** TASK DESCRIPTION **
Of the lines in the entries, how many hold the word "this"? Give that number alone.

** MATERIAL FOR THE TASK **

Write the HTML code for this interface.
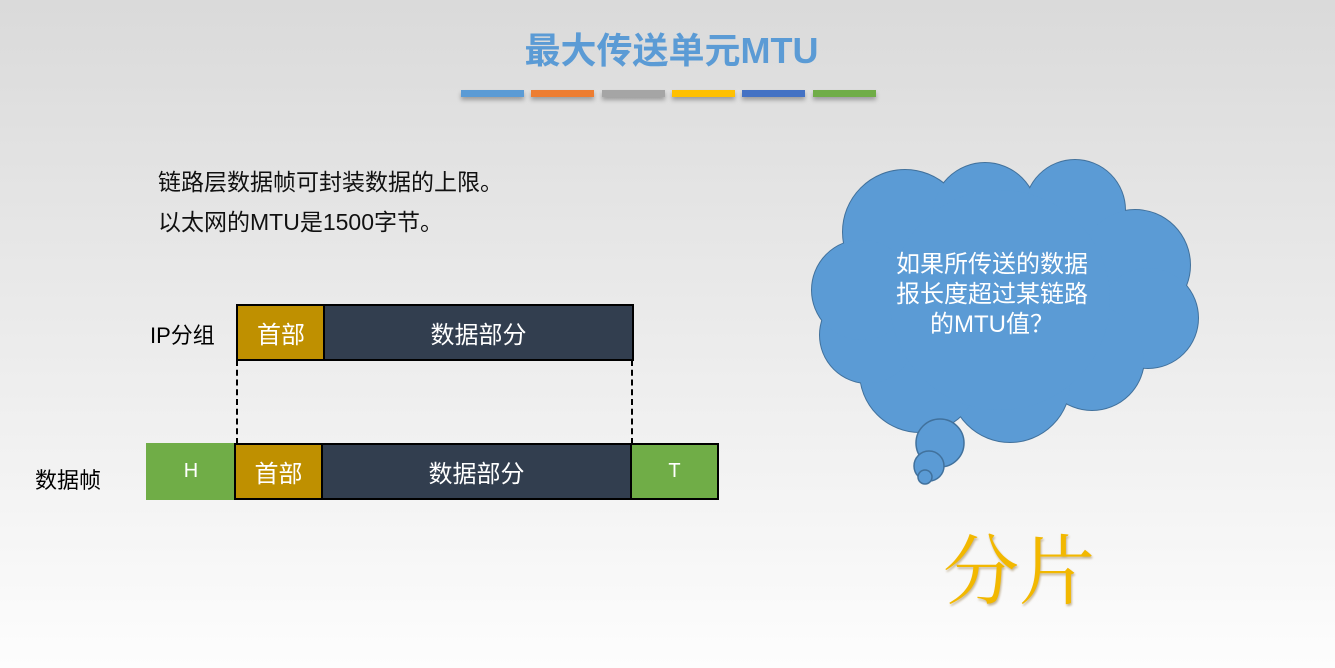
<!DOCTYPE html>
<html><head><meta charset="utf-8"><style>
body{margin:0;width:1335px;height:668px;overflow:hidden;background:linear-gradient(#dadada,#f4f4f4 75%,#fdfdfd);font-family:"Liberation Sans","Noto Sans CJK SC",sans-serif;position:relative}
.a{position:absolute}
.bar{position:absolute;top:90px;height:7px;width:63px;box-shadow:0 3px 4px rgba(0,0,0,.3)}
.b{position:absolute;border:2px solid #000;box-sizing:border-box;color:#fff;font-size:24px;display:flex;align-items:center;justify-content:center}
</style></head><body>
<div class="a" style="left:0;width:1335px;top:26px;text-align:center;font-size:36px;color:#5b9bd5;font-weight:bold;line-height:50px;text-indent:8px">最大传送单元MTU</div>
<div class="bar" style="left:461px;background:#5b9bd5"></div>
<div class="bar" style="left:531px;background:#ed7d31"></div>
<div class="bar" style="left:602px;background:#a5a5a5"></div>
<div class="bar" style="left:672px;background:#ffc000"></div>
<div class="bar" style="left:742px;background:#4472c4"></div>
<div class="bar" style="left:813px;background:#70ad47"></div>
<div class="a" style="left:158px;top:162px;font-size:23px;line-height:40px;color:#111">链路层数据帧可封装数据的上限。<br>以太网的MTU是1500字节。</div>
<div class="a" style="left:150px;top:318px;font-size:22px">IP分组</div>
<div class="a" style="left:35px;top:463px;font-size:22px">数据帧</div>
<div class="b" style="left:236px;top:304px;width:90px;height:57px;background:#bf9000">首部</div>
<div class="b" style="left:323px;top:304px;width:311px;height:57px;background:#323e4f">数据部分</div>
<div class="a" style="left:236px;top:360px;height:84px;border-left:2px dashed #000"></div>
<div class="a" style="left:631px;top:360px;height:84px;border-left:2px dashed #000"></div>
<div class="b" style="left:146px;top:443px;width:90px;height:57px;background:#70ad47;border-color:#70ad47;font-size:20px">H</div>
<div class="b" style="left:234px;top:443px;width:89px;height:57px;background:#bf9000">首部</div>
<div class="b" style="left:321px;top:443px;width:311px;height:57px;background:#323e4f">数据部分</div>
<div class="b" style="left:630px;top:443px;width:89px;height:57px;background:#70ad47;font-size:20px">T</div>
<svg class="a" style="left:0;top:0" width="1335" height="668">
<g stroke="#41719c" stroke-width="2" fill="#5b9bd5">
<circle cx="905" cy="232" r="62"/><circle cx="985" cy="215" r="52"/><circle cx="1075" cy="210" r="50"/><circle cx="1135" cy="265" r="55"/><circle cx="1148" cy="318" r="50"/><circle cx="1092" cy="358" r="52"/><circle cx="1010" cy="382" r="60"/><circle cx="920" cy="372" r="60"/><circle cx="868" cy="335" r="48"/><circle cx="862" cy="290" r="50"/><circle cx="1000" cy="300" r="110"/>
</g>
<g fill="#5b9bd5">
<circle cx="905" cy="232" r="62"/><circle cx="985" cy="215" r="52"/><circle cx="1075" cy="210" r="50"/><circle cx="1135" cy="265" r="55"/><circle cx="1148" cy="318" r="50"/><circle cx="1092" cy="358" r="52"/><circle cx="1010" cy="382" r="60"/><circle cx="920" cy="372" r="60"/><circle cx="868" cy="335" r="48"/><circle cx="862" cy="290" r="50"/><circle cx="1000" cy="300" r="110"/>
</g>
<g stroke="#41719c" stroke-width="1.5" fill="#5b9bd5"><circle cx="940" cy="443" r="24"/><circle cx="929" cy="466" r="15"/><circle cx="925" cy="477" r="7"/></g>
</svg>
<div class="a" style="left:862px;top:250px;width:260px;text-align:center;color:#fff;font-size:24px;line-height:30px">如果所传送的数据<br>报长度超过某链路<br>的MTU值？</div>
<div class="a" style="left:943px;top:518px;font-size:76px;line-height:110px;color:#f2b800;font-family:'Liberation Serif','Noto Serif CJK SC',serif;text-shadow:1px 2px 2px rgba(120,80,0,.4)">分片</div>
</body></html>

==

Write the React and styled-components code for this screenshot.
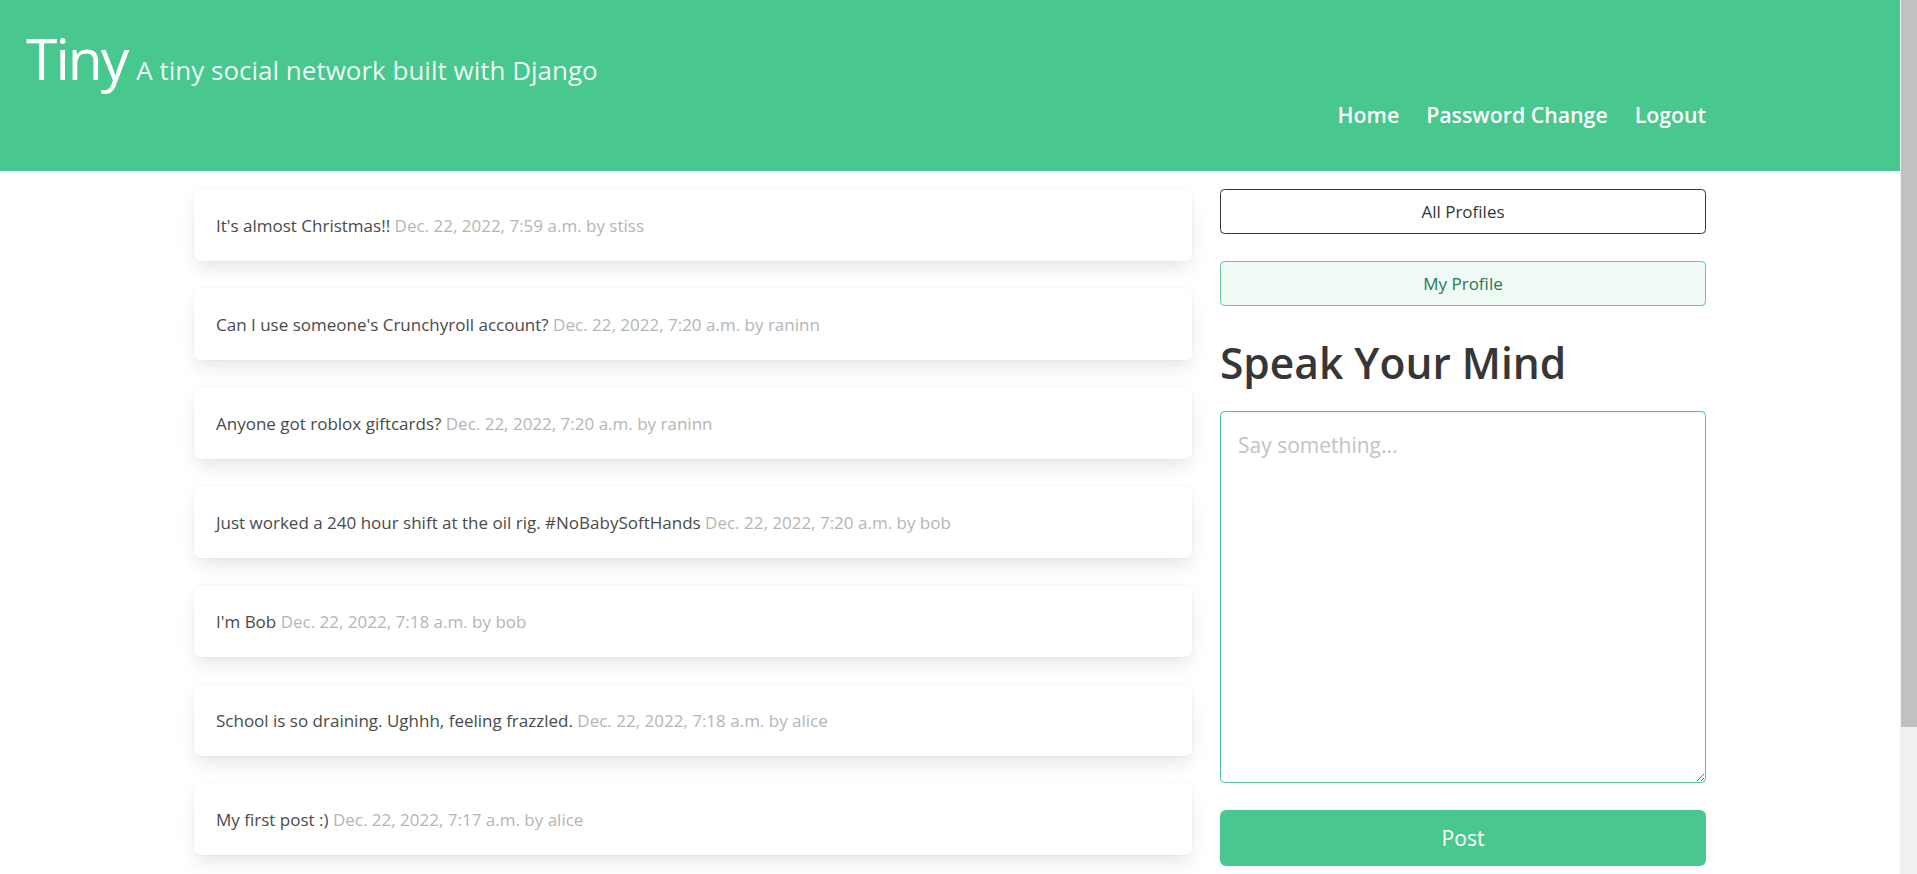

** EXERCISE OUTPUT **
2